Curating data to ensure reliability. Integrating data sources is difficult enough, but practices must also ensure the resulting data is fully harmonized. That requires not only technology interventions, but often manual ones. Much EHR data, for example, is either unstructured or structured but inconsistently entered. A vanguard of OCM practices have tackled this challenge with a dual approach. They have implemented health information exchange technology to extract and harmonize data across systems, while tapping expert resources to manually complete and curate source data as appropriate. They have augmented this effort through clinician education to maximize the quality of data from the start.
Moving from reports to actionable insights. For maximum benefit, practices must increasingly align their analytics with specific measures and metrics in value-based payer programs, with a focus on identifying opportunities to improve performance. For example, leading OCM practices have adopted risk stratification tools to identify and target high-risk patients, at both population and individual levels. This visibility has enabled them to prescribe preventive steps, from increasing navigation resources to implementing targeted protocols to manage avoidable adverse effects.
Shifting to near-real time and predictive analytics. At this early stage of the value-based care evolution, most health insurers are likely to provide practices with retrospective data, too late for them to anticipate results. It therefore is incumbent on practices to develop the data analytics capabilities to monitor performance against measures in near-real time. For example, practices participating in the OCM are employing sophisticated models that leverage both historic data and near-real-time activity in the practice to anticipate outliers in areas such as resource utilization and adverse events. This could include a patient with lung cancer and multiple comorbidities who is being treated with a chemotherapy agent with known serious side effects, such as anemia, fever, and acute dehydration, putting the patient at high risk for a hospital admission due to treatment side effects. Proactively identifying such higher-risk patients and treating the chemotherapy side effects (e.g., hydration, colony-stimulating factors, anti-nausea medication) in the ambulatory setting provides a more cost-effective solution, not to mention a better experience for the patient.
In this way, practices can minimize issues months in advance using care management and other interventions before the problems affect performance.
A New Role for Revenue Cycle Management
Some revenue cycle leaders may be tempted to view the arrival of value-based care as the latest in a series of operational and process-related challenges to confront their organizations. However, the value-based care transformation is far more fundamental, not to mention more beneficial clinically and financially, for practices and patients alike. It compels revenue cycle management teams to move to the forefront, taking on a more critical, and pivotal, role that requires them to develop competencies in complex revenue forecasting and risk management.
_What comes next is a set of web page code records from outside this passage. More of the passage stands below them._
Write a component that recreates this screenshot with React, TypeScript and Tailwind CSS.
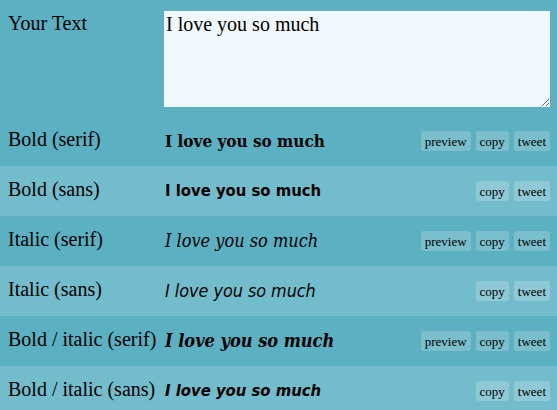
import React from "react";

const serif = "'Liberation Serif', 'Times New Roman', serif";
const cserif = "'DejaVu Serif Condensed', 'DejaVu Serif', serif";
const csans = "'DejaVu Sans Condensed', 'DejaVu Sans', sans-serif";

const rows = [
  { label: "Bold (serif)", cls: "font-bold text-[17px]", font: cserif, preview: true },
  { label: "Bold (sans)", cls: "font-bold text-[16.5px]", font: csans, preview: false },
  { label: "Italic (serif)", cls: "italic text-[18px]", font: cserif, preview: true },
  { label: "Italic (sans)", cls: "italic text-[17.8px]", font: csans, preview: false },
  { label: "Bold / italic (serif)", cls: "font-bold italic text-[18px]", font: cserif, preview: true },
  { label: "Bold / italic (sans)", cls: "font-bold italic text-[16.5px]", font: csans, preview: false },
];

function Btn({ children }: { children: React.ReactNode }) {
  return (
    <span className="h-[20px] px-[4px] flex items-center rounded-[3px] bg-white/20 text-[13px] leading-none text-black">
      {children}
    </span>
  );
}

export default function App() {
  return (
    <div className="w-[557px] h-[410px] overflow-hidden bg-[#5bb0c1] text-black" style={{ fontFamily: serif }}>
      <div className="flex h-[116px]">
        <div className="w-[164px] pl-[8px] pt-[11px] text-[20px] leading-[24px]">Your Text</div>
        <textarea
          defaultValue="I love you so much"
          className="mt-[11px] w-[386px] h-[96px] bg-[#f0f8fb] px-[2px] pt-[2px] text-[20px] leading-[23px] outline-none border-0"
          style={{ fontFamily: serif }}
        />
      </div>
      {rows.map((r, i) => (
        <div
          key={r.label}
          className={`flex items-center h-[50px] ${i % 2 === 0 ? "bg-[#5bb0c1]" : "bg-[#73bccb]"}`}
        >
          <div className="w-[164px] pl-[8px] pb-[4px] text-[20px] leading-[24px] whitespace-nowrap">{r.label}</div>
          <div
            className={`flex-1 pl-[1px] leading-[24px] whitespace-nowrap font-stretch-condensed ${r.cls}`}
            style={{ fontFamily: r.font }}
          >
            I love you so much
          </div>
          <div className="flex gap-[5px] pr-[7px]">
            {r.preview && <Btn>preview</Btn>}
            <Btn>copy</Btn>
            <Btn>tweet</Btn>
          </div>
        </div>
      ))}
    </div>
  );
}
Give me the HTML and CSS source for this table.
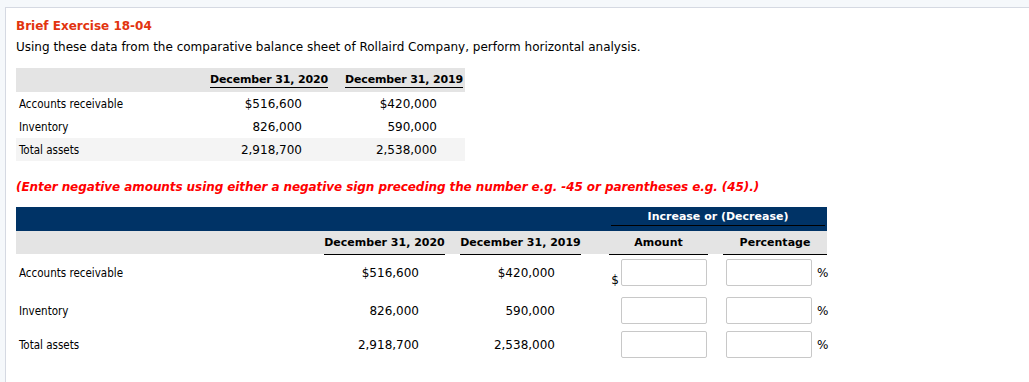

Armed with a new level of data and insights, they can more effectively partner with clinical counterparts to optimize the financial health of the healthcare organizations they serve.
Charles Saunders, MD, is CEO, Integra Connect, West Palm Beach, Fla.
Footnotes
a. Integra Connect, “ Specialty Practices Unprepared for MACRA Requirements, According to Integra Connect Data,” press release, Sept. 6, 2017.
b. Integra Connect, “ OCM Practices React to Performance Period 1 Results, Plan to Contest MEOS Recoupment,” Blog, April 23, 2018.